Background: I'm an experimentalist, simple equations are appreciated. (Complicated equations are fine, as long as I can ask questions.) This is one of many nice question on mm's.

When I heard years ago that magnetic monopoles had never (maybe once) been detected, I thought the answer might be magnetic atoms. If mm's exists then they should come in both poles, and then get themselves bound into magnetic atoms.
First question: What are magnetic monopole bound states called? Certainly someone has figured this out.

Second question: What's the size of the magnetic pole, or what is the energy of the magnetic bound state. Is the energy the same as the Rydberg? (With a different mass.)

A mm bound state seems like it might be a dark mater candidate. Is anyone looking for them?
(something like the x-ray absorption spectra through areas with mostly dark mater.)

Additional information. I found this on the web. http://www-spires.slac.stanford.edu/cgi-wrap/getdoc/slac-pub-2497.pdf Which does answer many of my question.

The coupling for magnet monopoles would be very strong!
Not alpha (the fine structure constant), but as 1/alpha!

Does anyone know of other similar papers?

OK and now I'm getting confused. If the magnetic atom has such a big binding energy, then the mass of the "atom" could be much less than the sum of the masses of the two magnetic monopoles. (I'm assuming that the monopole mass has to be bigger than the maximum energy of CERN, else they would have seen monopoles already.)

Are there any limits on the dark matter WIMP masses?

Edit: More questions generated by answers. (to Timaeus) I'm afraid that I only know enough to ask rather naive questions. Of course a monopole is going to have other properties.
Beside mass, can it be a lepton or baryon? Perhaps it has an electric dipole moment to go along with it's magnetic "charge". Does it also have to have an electric charge? All that seems fine. Now I'm picturing this "magnetic atom" being like the hydrogen atom. So that even if each magnetic monopole does have to have an electric charge, the composite atom can be neutral. (each of it's pieces has equal but opposite charge)

The magnetic binding energy also seems to be very large. (Did you read the Slac article?) To me that means that to create a monopole pair in a beam smasher, one is going to need not only twice the mass energy, but also the binding energy of the monopole - anti monopole pair. (which could be huge?

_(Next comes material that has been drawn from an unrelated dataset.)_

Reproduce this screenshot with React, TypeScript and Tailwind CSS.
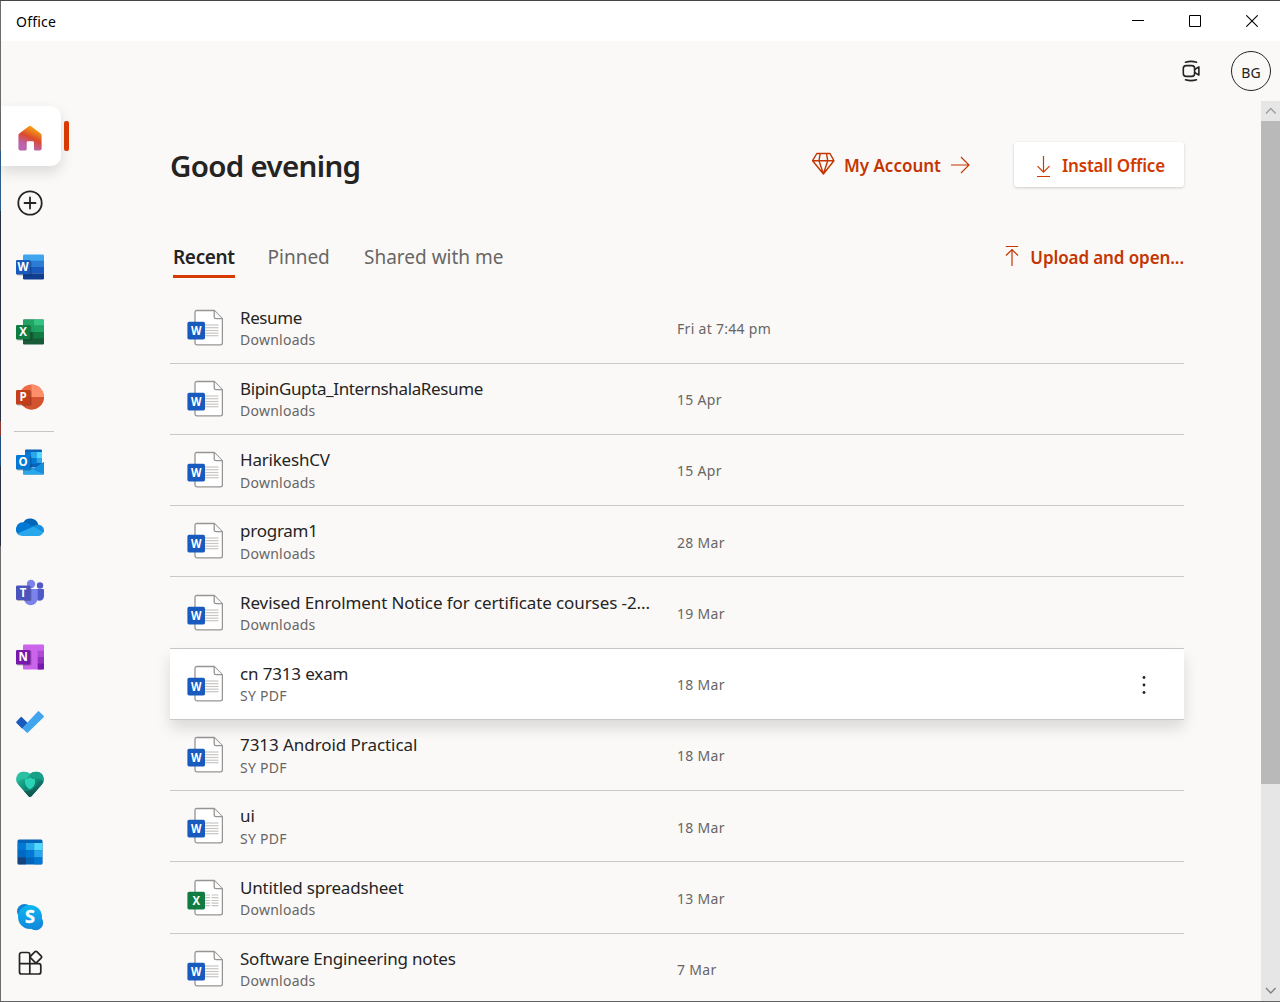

Can the binding energy be bigger that than the mass energy?) Mind you I'm not talking about a magnetic atom here, but something similar to an electron - positron pair.

Finally I was reading about gamma rays from dark matter areas. Could these be due to emissions from "magnetic" atoms? There is no law that says dark matter has to be totally dark.. it could just be shinning at some wavelength/ energy that we haven't looked at yet.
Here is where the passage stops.